Economics of Free Trade

The literature analysing the economics of free trade is extremely rich with extensive work having been done on the theoretical and empirical effects. Though it creates winners and losers, the broad consensus among members of the economics profession in the U.S. is that free trade is a large and unambiguous net gain for society. In a 2006 survey of American economists (83 responders), "87.5% agree that the U.S. should eliminate remaining tariffs and other barriers to trade" and "90.1% disagree with the suggestion that the U.S. should restrict employers from outsourcing work to foreign countries. Quoting Harvard economics professor N. Gregory Mankiw, "Few propositions command as much consensus among professional economists as that open world trade increases economic growth and raises living standards.

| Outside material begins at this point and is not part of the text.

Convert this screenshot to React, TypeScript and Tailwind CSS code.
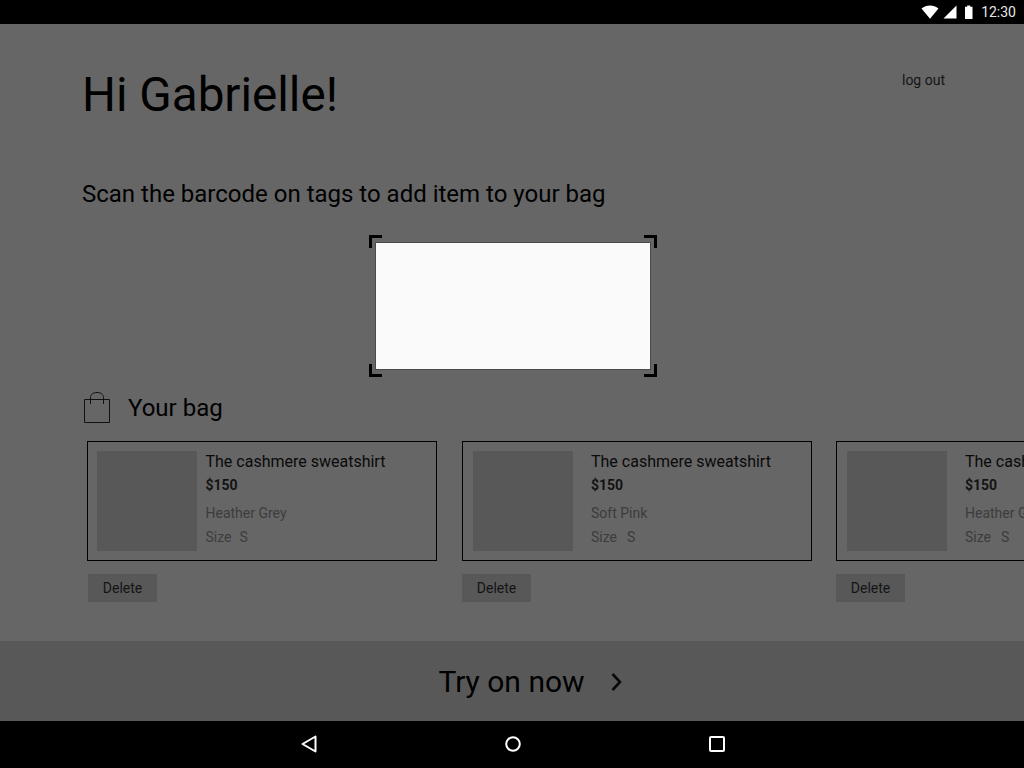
import React from "react";

function Card({ color, imgMl, textMl, shift, delMl, sizeGap }: { color: string; imgMl: string; textMl: string; shift: string; delMl: string; sizeGap: string }) {
  return (
    <div className={`w-[350px] shrink-0 flex flex-col items-start ${shift}`}>
      <div className="w-[350px] h-[120px] border border-black flex">
        <div className={`w-[100px] h-[100px] mt-[9px] bg-[#585858] shrink-0 ${imgMl}`} />
        <div className={`flex flex-col whitespace-nowrap ${textMl}`}>
          <div className="text-[16px] leading-[20px] mt-[10px] text-[#0a0a0a]">The cashmere sweatshirt</div>
          <div className="text-[14px] leading-[20px] mt-[3px] font-bold text-[#141414]">$150</div>
          <div className="text-[14px] leading-[20px] mt-[8px] text-[#3c3c3c]">{color}</div>
          <div className={`text-[14px] leading-[20px] mt-[4px] text-[#3c3c3c] flex ${sizeGap}`}>
            <span>Size</span>
            <span>S</span>
          </div>
        </div>
      </div>
      <div className={`mt-[13px] w-[69px] h-[28px] bg-[#585858] flex items-center justify-center text-[14px] text-[#141414] ${delMl}`}>
        Delete
      </div>
    </div>
  );
}

function Corner({ cls, d }: { cls: string; d: string }) {
  return (
    <svg className={`absolute w-[13px] h-[13px] ${cls}`} viewBox="0 0 13 13" fill="none" stroke="#000" strokeWidth="3">
      <path d={d} />
    </svg>
  );
}

export default function App() {
  return (
    <div
      className="w-[1024px] h-[768px] overflow-hidden flex flex-col bg-[#666666] text-black"
      style={{ fontFamily: "Roboto, sans-serif" }}
    >
      <div className="h-[24px] bg-black shrink-0 flex items-center justify-end pr-[8px] text-[14px] text-[#e6e6e6]">
        <svg width="18" height="14" viewBox="0 0 18 14" className="mr-[2px]">
          <path d="M0.5 3.6C3 1.6 5.8 0.5 9 0.5s6 1.1 8.5 3.1L9 13.8z" fill="#fff" />
        </svg>
        <svg width="14" height="14" viewBox="0 0 14 14" className="ml-[2px]">
          <path d="M0.5 13.5L13.5 0.5V13.5z" fill="#fff" />
        </svg>
        <svg width="10" height="14" viewBox="0 0 10 14" className="ml-[7px]">
          <path d="M3.2 0.5h3v1.2H8.5V14h-7.5V1.7h2.2z" fill="#fff" />
        </svg>
        <span className="ml-[7px] leading-[24px]">12:30</span>
      </div>

      <div className="flex-1 flex flex-col min-h-0">
        <div className="flex items-start pl-[82px] pr-[79px]">
          <h1 className="text-[47.6px] leading-[56px] mt-[43px] text-black">Hi Gabrielle!</h1>
          <span className="ml-auto mt-[46px] text-[14px] leading-[20px] text-[#141414]">log out</span>
        </div>
        <p className="pl-[82px] mt-[53px] text-[24px] leading-[36px] text-black">
          Scan the barcode on tags to add item to your bag
        </p>

        <div className="flex justify-center mt-[30px] pl-[2px]">
          <div className="relative w-[276px] h-[128px] border border-[#4a4a4a] bg-[#fafafa] box-border">
            <Corner cls="left-[-7px] top-[-8px]" d="M1.5 13V1.5H13" />
            <Corner cls="right-[-7px] top-[-8px]" d="M0 1.5H11.5V13" />
            <Corner cls="left-[-7px] bottom-[-8px]" d="M1.5 0V11.5H13" />
            <Corner cls="right-[-7px] bottom-[-8px]" d="M0 11.5H11.5V0" />
          </div>
        </div>

        <div className="flex items-center pl-[84px] mt-[21px] h-[34px]">
          <svg width="26" height="32" viewBox="0 0 26 32" fill="none" stroke="#111" strokeWidth="1" className="shrink-0">
            <path d="M0.5 7.5H25.5V30.5H0.5z" />
            <path d="M6.5 12V5.5C6.5 2.5 9 0.5 13 0.5S19.5 2.5 19.5 5.5V12" />
          </svg>
          <span className="ml-[18px] text-[24px] leading-[32px] text-black">Your bag</span>
        </div>

        <div className="flex pl-[87px] mt-[16px] gap-[25px] overflow-hidden">
          <Card color="Heather Grey" imgMl="ml-[9px]" textMl="ml-[8.5px]" shift="" delMl="ml-[1px]" sizeGap="gap-[8px]" />
          <Card color="Soft Pink" imgMl="ml-[10px]" textMl="ml-[18px]" shift="" delMl="" sizeGap="gap-[10px]" />
          <Card color="Heather Grey" imgMl="ml-[10px]" textMl="ml-[18px]" shift="-ml-[1px]" delMl="" sizeGap="gap-[10px]" />
        </div>

        <div className="mt-auto h-[80px] shrink-0 bg-[#585858] flex items-center justify-center pl-[38px]">
          <span className="text-[30px] leading-[40px] text-black mt-[2px]">Try on now</span>
          <svg width="14" height="20" viewBox="0 0 14 20" fill="none" stroke="#0a0a0a" strokeWidth="2.6" className="ml-[25px] mt-[2px]">
            <path d="M2.5 2L10 10L2.5 18" />
          </svg>
        </div>
      </div>

      <div className="h-[47px] bg-black shrink-0 flex items-center justify-center pl-[2px] pb-[1px]">
        <svg width="16" height="18" viewBox="0 0 16 18" fill="none" stroke="#fff" strokeWidth="2" strokeLinejoin="round">
          <path d="M14.5 1.5V16.5L1.5 9z" />
        </svg>
        <svg width="16" height="16" viewBox="0 0 16 16" fill="none" stroke="#fff" strokeWidth="2" className="ml-[188px]">
          <circle cx="8" cy="8" r="6.8" />
        </svg>
        <svg width="16" height="16" viewBox="0 0 16 16" fill="none" stroke="#fff" strokeWidth="2" className="ml-[188px]">
          <rect x="1" y="1" width="14" height="14" rx="1" />
        </svg>
      </div>
    </div>
  );
}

Nonetheless, quoting Prof. Peter Soderbaum of Malardalen University, Sweden, "This neoclassical trade theory focuses on one dimension, i.e., the price at which a commodity can be delivered and is extremely narrow in cutting off a large number of other considerations about impacts on employment in different parts of the world, about environmental impacts and on culture." Most free traders would agree that there are winners and losers from free trade, but argue that this is not a reason to argue against free trade, because free trade is supposed to bring overall gain due to idea that the winners have gained enough to make up for the losses of the losers and then some. Chang argues otherwise. The winners do not always make enough to compensate for the losers, as is the case when the economy gets smaller and even if the winners do make enough to compensate for the losers, this compensation is not always from the workings of the market meaning some people are worse off. Adding to his argument is the idea that in order for the losers of free trade competition to be fully compensated, some sort of compensation vehicle such as a welfare program is needed to sustain them until they are able to find a job that is equal to or better than their previous job. If they do not find a job that is equal to or better than the one they had, they are worse off and America is worse off because if this trend continued, trading a better job for a worse job, then America would really be in trouble. The problem is that only economically developed, wealthy countries like the U.S. or Britain have effective welfare mechanisms whereas many developing countries have little to no welfare system to speak of and do not even have the opportunity to create one that functions because of the pace that they are being pushed to conform to a very open free trade system. Two simple ways to understand the benefits of free trade are through David Ricardo's theory of comparative advantage and by analyzing the impact of a tariff or import quota.

An almost identical analysis of this tariff from the perspective of a net producing country yields parallel results. From that country's perspective, the tariff leaves producers worse off and consumers better off, but the net loss to producers is larger than the benefit to consumers (there is no tax revenue in this case because the country being analyzed is not collecting the tariff). Under similar analysis, export tariffs, import quotas, and export quotas all yield nearly identical results.

Sometimes consumers are better off and producers worse off, and sometimes consumers are worse off and producers are better off, but the imposition of trade restrictions causes a net loss to society because the losses from trade restrictions are larger than the gains from trade restrictions. Free trade creates winners and losers, but theory and empirical evidence show that the size of the winnings from free trade are larger than the losses.